Wednesday, June 8, 2011

Transfer Day!


These are our little embryos that they transferred this morning! All went well and there were several that looked good, but these two were the best and the most ready. The bottom one is even beginning to hatch from its shell and that's what it does right before it attaches...crazy! I love science! I am currently on day one of bed rest with at least two more to follow. I will probably hang low through the weekend just to make sure! The first 48-72 hours after transfer are when they implant themselves and the most crucial for laying around. Pretty nifty! So the darker masses you see in the embryos would potentially become the fetuses and the lighter masses around them would become the placentas. Our embryologist was much happier with this cycle, especially since we were able to do a day 6 transfer. Last time with our day 3 transfer, the embryos were only 5, 6, and 7 cells. This time they are between 60 and 80 cells! So our outlook is good with a 50-60% chance of success this time:) Don't stop the prayers! They have lifted us up this far and I hope it only continues from here:) Thank you all for all your thoughts, kind words, food and prayers!
This time is a much happier, calmer and somewhat easier cycle and I can only hope it continues with good fortune next week with my Beta test (blood test to see if it worked and I'm pregnant!).

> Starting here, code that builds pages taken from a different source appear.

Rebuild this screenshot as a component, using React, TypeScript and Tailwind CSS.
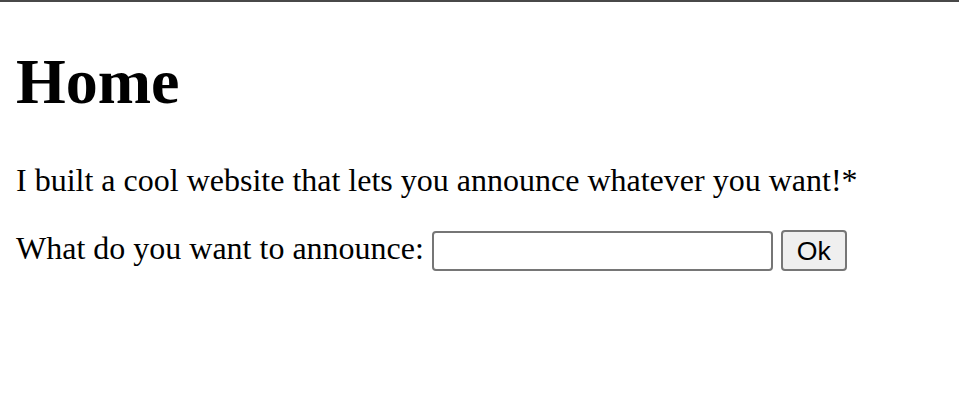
export default function App() {
  return (
    <div className="min-h-[420px] bg-white text-black [font-family:'Liberation_Serif','Times_New_Roman',serif]">
      <div className="h-[2px] bg-[#484848]" />
      <div className="px-4 pt-[43px]">
        <h1 className="m-0 text-[64px] font-bold leading-[73.6px]">Home</h1>
        <p className="mt-[43px] text-[32px] leading-[36.8px]">
          I built a cool website that lets you announce whatever you want!*
        </p>
        <p className="mt-8 text-[32px] leading-[36.8px]">
          What do you want to announce:{' '}
          <input
            type="text"
            className="inline-block h-[40px] w-[341px] rounded-[4px] border-2 border-[#767676] bg-white px-1 align-baseline text-[26.67px] [font-family:'Liberation_Sans',Arial,sans-serif] outline-none"
          />{' '}
          <button className="inline-block h-[41px] w-[66px] rounded-[4px] border-2 border-[#767676] bg-[#efefef] align-baseline text-[26.67px] leading-none text-black [font-family:'Liberation_Sans',Arial,sans-serif]">
            Ok
          </button>
        </p>
      </div>
    </div>
  );
}
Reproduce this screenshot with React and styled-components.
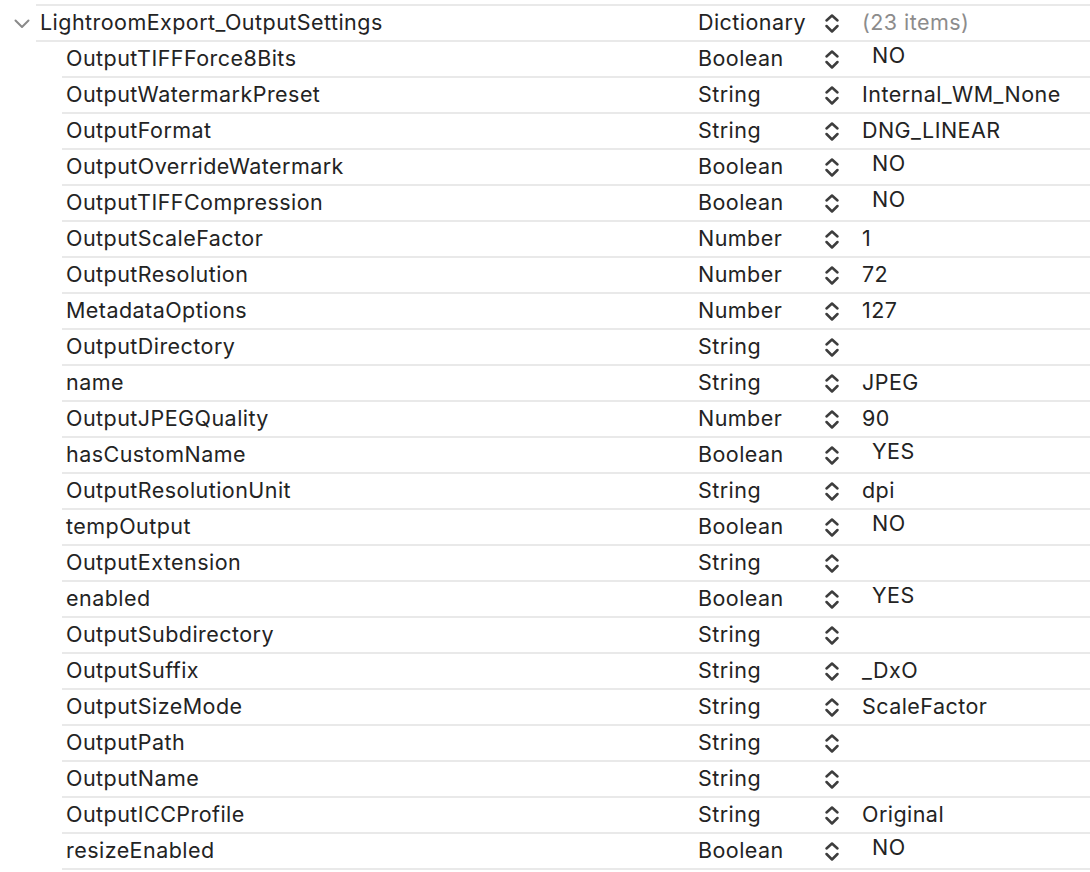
import React from "react";
import styled, { createGlobalStyle } from "styled-components";

const GlobalStyle = createGlobalStyle`
  html, body {
    margin: 0;
    padding: 0;
    background: #ffffff;
  }
  body {
    font-family: Inter, "Noto Sans", "Liberation Sans", sans-serif;
    color: #232323;
    -webkit-font-smoothing: antialiased;
  }
  * {
    box-sizing: border-box;
  }
`;

const items = [
  ["OutputTIFFForce8Bits", "Boolean", "NO"],
  ["OutputWatermarkPreset", "String", "Internal_WM_None"],
  ["OutputFormat", "String", "DNG_LINEAR"],
  ["OutputOverrideWatermark", "Boolean", "NO"],
  ["OutputTIFFCompression", "Boolean", "NO"],
  ["OutputScaleFactor", "Number", "1"],
  ["OutputResolution", "Number", "72"],
  ["MetadataOptions", "Number", "127"],
  ["OutputDirectory", "String", ""],
  ["name", "String", "JPEG"],
  ["OutputJPEGQuality", "Number", "90"],
  ["hasCustomName", "Boolean", "YES"],
  ["OutputResolutionUnit", "String", "dpi"],
  ["tempOutput", "Boolean", "NO"],
  ["OutputExtension", "String", ""],
  ["enabled", "Boolean", "YES"],
  ["OutputSubdirectory", "String", ""],
  ["OutputSuffix", "String", "_DxO"],
  ["OutputSizeMode", "String", "ScaleFactor"],
  ["OutputPath", "String", ""],
  ["OutputName", "String", ""],
  ["OutputICCProfile", "String", "Original"],
  ["resizeEnabled", "Boolean", "NO"],
];

const Outline = styled.div`
  padding-top: 4px;
  width: 1090px;
`;

const Row = styled.div`
  display: flex;
  height: ${(p) => (p.$root ? 38 : 36)}px;
`;

const Gutter = styled.div`
  width: ${(p) => p.$indent}px;
  flex: none;
  display: flex;
  align-items: center;
  padding-left: 14px;
  padding-top: 2px;
`;

const Cells = styled.div`
  flex: 1;
  min-width: 0;
  display: flex;
  align-items: center;
  padding-bottom: 2px;
  border-bottom: 2px solid #e9e9e9;
  border-top: ${(p) => (p.$first ? "2px solid #e9e9e9" : "none")};
  font-size: 21.5px;
  letter-spacing: 0.45px;
`;

const Key = styled.div`
  flex: 1;
  min-width: 0;
  padding-left: 4px;
  white-space: nowrap;
`;

const Type = styled.div`
  width: 124px;
  flex: none;
`;

const Stepper = styled.div`
  width: 40px;
  flex: none;
  display: flex;
  align-items: center;
  padding-left: 2px;
  padding-top: 3px;
`;

const Value = styled.div`
  flex: none;
  width: 228px;
  white-space: nowrap;
  color: ${(p) => (p.$muted ? "#8c8c8c" : "#232323")};
  padding-left: ${(p) => (p.$bool ? "10px" : "0")};
  position: relative;
  top: ${(p) => (p.$bool ? "-3px" : "0")};
`;

const Chevron = () => (
  <svg width="16" height="10" viewBox="0 0 16 10">
    <path
      d="M1.5 1.5 L8 8 L14.5 1.5"
      fill="none"
      stroke="#8a8a8a"
      strokeWidth="2"
      strokeLinecap="round"
      strokeLinejoin="round"
    />
  </svg>
);

const UpDown = () => (
  <svg width="16" height="21" viewBox="0 0 16 21">
    <path
      d="M2.5 7.5 L8 2.5 L13.5 7.5 M2.5 13 L8 18.5 L13.5 13"
      fill="none"
      stroke="#3d3d3d"
      strokeWidth="2.5"
      strokeLinecap="round"
      strokeLinejoin="round"
    />
  </svg>
);

export default function App() {
  return (
    <>
      <GlobalStyle />
      <Outline>
        <Row $root>
          <Gutter $indent={36}>
            <Chevron />
          </Gutter>
          <Cells $first>
            <Key>LightroomExport_OutputSettings</Key>
            <Type>Dictionary</Type>
            <Stepper>
              <UpDown />
            </Stepper>
            <Value $muted>(23 items)</Value>
          </Cells>
        </Row>
        {items.map(([key, type, value]) => (
          <Row key={key}>
            <Gutter $indent={62} />
            <Cells>
              <Key>{key}</Key>
              <Type>{type}</Type>
              <Stepper>
                <UpDown />
              </Stepper>
              <Value $bool={type === "Boolean"}>{value}</Value>
            </Cells>
          </Row>
        ))}
      </Outline>
    </>
  );
}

Already, I am finding myself uncomfortable laying around. Switching sides only does so much for comfort, view and change of location! The progesterone shots in my backside make laying here quite painful, not to mention my ovaries still being enlarged from the egg retrieval. Tylenol it is for me and I still continue with the Gatorade to ward off any symptoms or potential Hyperstimulation. I just keep looking at the pics of our embryos and know that it's all worth it. I felt extremely calm and happy this morning (could be due to the Valium they have you take), but also because I felt God again with us. I was able to go through the entire cycle seeing my doctor at each visit, including today, which greatly helped reduce any anxiety and fears I might have mustered up in nightmares. So I feel completely confident and hopeful:) All I have to do is lay here and hope that God's will is for us to have children this time around. I will read my numerous books, watch so much TV and movies it will be ridiculous and bother you all with multiple blog posts I'm sure! Oh and did I mention, eat? That has been a hobby of mine today that hopefully won't continue at the same intensity for the next few days! I've managed to fend off any additional weight gain. However, I see that possibly changing over the next 72 hours! Oh well...all worth it! I have to give those embryos nutrients to grow, attach and burrow like crazy! My husband was so cute today bringing me all the veggies, fruit and protein he could find in our fridge. Tomorrow and Friday with him being at work, he will stock a cooler next to the bed for me to eat out of all day! A girl's gotta eat, right?